--- Short exercise ---
Images should be left out, and everything else in the listing reproduced exactly.

--- Stored data ---
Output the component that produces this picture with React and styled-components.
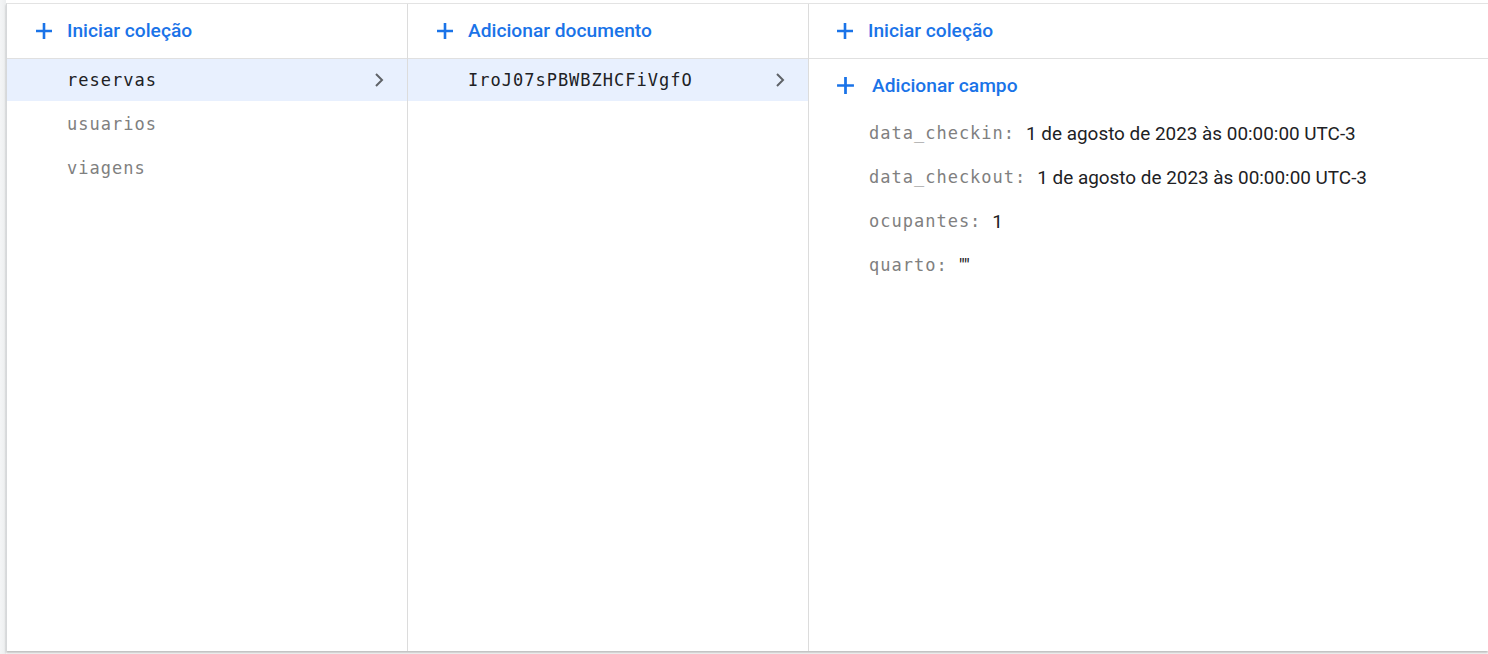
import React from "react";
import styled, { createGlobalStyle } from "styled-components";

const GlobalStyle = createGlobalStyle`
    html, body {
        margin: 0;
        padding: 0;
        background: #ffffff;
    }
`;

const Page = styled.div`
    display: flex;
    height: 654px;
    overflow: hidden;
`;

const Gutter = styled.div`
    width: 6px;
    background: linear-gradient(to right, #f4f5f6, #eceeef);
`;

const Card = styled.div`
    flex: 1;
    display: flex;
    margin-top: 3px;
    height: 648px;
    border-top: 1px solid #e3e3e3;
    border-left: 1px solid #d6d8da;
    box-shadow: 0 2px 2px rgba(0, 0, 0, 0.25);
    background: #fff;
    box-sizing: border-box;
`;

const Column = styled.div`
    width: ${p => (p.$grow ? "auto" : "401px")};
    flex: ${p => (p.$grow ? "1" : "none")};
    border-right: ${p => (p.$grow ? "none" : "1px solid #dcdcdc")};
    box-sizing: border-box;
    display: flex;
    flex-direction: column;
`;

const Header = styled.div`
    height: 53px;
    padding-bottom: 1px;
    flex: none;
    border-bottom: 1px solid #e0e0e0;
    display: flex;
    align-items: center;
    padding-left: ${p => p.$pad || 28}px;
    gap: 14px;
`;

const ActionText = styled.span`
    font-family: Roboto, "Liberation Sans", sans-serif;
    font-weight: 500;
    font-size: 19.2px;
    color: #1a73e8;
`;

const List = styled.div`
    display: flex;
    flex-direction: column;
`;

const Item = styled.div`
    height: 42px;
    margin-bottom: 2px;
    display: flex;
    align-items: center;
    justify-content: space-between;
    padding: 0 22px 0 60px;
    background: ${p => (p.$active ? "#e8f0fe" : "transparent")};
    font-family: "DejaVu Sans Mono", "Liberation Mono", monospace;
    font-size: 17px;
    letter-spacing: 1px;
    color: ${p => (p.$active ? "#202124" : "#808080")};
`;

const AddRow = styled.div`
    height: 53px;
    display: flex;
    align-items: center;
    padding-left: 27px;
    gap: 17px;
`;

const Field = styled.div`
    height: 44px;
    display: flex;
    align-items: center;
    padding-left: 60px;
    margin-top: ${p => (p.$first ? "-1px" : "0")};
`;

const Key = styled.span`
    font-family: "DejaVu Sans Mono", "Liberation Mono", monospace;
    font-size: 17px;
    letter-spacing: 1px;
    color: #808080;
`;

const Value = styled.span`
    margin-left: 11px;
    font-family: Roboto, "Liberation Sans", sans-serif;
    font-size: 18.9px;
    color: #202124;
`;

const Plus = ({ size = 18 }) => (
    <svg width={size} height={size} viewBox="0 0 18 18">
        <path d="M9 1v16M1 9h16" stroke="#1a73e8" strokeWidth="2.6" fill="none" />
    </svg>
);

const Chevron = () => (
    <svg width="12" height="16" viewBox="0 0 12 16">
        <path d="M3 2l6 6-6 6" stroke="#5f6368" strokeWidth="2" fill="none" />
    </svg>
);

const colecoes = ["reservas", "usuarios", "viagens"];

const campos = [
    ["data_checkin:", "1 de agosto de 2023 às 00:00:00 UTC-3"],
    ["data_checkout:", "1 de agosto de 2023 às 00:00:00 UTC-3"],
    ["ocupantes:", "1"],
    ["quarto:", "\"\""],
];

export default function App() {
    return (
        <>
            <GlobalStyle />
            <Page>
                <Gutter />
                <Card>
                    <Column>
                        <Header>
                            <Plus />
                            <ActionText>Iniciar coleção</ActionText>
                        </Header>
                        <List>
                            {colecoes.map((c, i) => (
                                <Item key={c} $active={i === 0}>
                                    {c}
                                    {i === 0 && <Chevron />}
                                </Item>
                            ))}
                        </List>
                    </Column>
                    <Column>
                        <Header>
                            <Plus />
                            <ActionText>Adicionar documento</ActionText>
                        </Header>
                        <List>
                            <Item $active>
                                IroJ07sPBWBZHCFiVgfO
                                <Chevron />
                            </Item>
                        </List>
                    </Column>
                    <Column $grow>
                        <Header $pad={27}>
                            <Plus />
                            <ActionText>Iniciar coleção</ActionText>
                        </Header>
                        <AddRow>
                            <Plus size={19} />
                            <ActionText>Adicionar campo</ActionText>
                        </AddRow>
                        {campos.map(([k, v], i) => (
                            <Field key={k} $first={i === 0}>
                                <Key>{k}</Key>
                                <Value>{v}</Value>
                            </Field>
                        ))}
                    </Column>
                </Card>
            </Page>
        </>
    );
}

--- Response to this task ---
Output the component that produces this picture with React and styled-components.
import React from "react";
import styled, { createGlobalStyle } from "styled-components";

const GlobalStyle = createGlobalStyle`
    html, body {
        margin: 0;
        padding: 0;
        background: #ffffff;
    }
`;

const Page = styled.div`
    display: flex;
    height: 654px;
    overflow: hidden;
`;

const Gutter = styled.div`
    width: 6px;
    background: linear-gradient(to right, #f4f5f6, #eceeef);
`;

const Card = styled.div`
    flex: 1;
    display: flex;
    margin-top: 3px;
    height: 648px;
    border-top: 1px solid #e3e3e3;
    border-left: 1px solid #d6d8da;
    box-shadow: 0 2px 2px rgba(0, 0, 0, 0.25);
    background: #fff;
    box-sizing: border-box;
`;

const Column = styled.div`
    width: ${p => (p.$grow ? "auto" : "401px")};
    flex: ${p => (p.$grow ? "1" : "none")};
    border-right: ${p => (p.$grow ? "none" : "1px solid #dcdcdc")};
    box-sizing: border-box;
    display: flex;
    flex-direction: column;
`;

const Header = styled.div`
    height: 53px;
    padding-bottom: 1px;
    flex: none;
    border-bottom: 1px solid #e0e0e0;
    display: flex;
    align-items: center;
    padding-left: ${p => p.$pad || 28}px;
    gap: 14px;
`;

const ActionText = styled.span`
    font-family: Roboto, "Liberation Sans", sans-serif;
    font-weight: 500;
    font-size: 19.2px;
    color: #1a73e8;
`;

const List = styled.div`
    display: flex;
    flex-direction: column;
`;

const Item = styled.div`
    height: 42px;
    margin-bottom: 2px;
    display: flex;
    align-items: center;
    justify-content: space-between;
    padding: 0 22px 0 60px;
    background: ${p => (p.$active ? "#e8f0fe" : "transparent")};
    font-family: "DejaVu Sans Mono", "Liberation Mono", monospace;
    font-size: 17px;
    letter-spacing: 1px;
    color: ${p => (p.$active ? "#202124" : "#808080")};
`;

const AddRow = styled.div`
    height: 53px;
    display: flex;
    align-items: center;
    padding-left: 27px;
    gap: 17px;
`;

const Field = styled.div`
    height: 44px;
    display: flex;
    align-items: center;
    padding-left: 60px;
    margin-top: ${p => (p.$first ? "-1px" : "0")};
`;

const Key = styled.span`
    font-family: "DejaVu Sans Mono", "Liberation Mono", monospace;
    font-size: 17px;
    letter-spacing: 1px;
    color: #808080;
`;

const Value = styled.span`
    margin-left: 11px;
    font-family: Roboto, "Liberation Sans", sans-serif;
    font-size: 18.9px;
    color: #202124;
`;

const Plus = ({ size = 18 }) => (
    <svg width={size} height={size} viewBox="0 0 18 18">
        <path d="M9 1v16M1 9h16" stroke="#1a73e8" strokeWidth="2.6" fill="none" />
    </svg>
);

const Chevron = () => (
    <svg width="12" height="16" viewBox="0 0 12 16">
        <path d="M3 2l6 6-6 6" stroke="#5f6368" strokeWidth="2" fill="none" />
    </svg>
);

const colecoes = ["reservas", "usuarios", "viagens"];

const campos = [
    ["data_checkin:", "1 de agosto de 2023 às 00:00:00 UTC-3"],
    ["data_checkout:", "1 de agosto de 2023 às 00:00:00 UTC-3"],
    ["ocupantes:", "1"],
    ["quarto:", "\"\""],
];

export default function App() {
    return (
        <>
            <GlobalStyle />
            <Page>
                <Gutter />
                <Card>
                    <Column>
                        <Header>
                            <Plus />
                            <ActionText>Iniciar coleção</ActionText>
                        </Header>
                        <List>
                            {colecoes.map((c, i) => (
                                <Item key={c} $active={i === 0}>
                                    {c}
                                    {i === 0 && <Chevron />}
                                </Item>
                            ))}
                        </List>
                    </Column>
                    <Column>
                        <Header>
                            <Plus />
                            <ActionText>Adicionar documento</ActionText>
                        </Header>
                        <List>
                            <Item $active>
                                IroJ07sPBWBZHCFiVgfO
                                <Chevron />
                            </Item>
                        </List>
                    </Column>
                    <Column $grow>
                        <Header $pad={27}>
                            <Plus />
                            <ActionText>Iniciar coleção</ActionText>
                        </Header>
                        <AddRow>
                            <Plus size={19} />
                            <ActionText>Adicionar campo</ActionText>
                        </AddRow>
                        {campos.map(([k, v], i) => (
                            <Field key={k} $first={i === 0}>
                                <Key>{k}</Key>
                                <Value>{v}</Value>
                            </Field>
                        ))}
                    </Column>
                </Card>
            </Page>
        </>
    );
}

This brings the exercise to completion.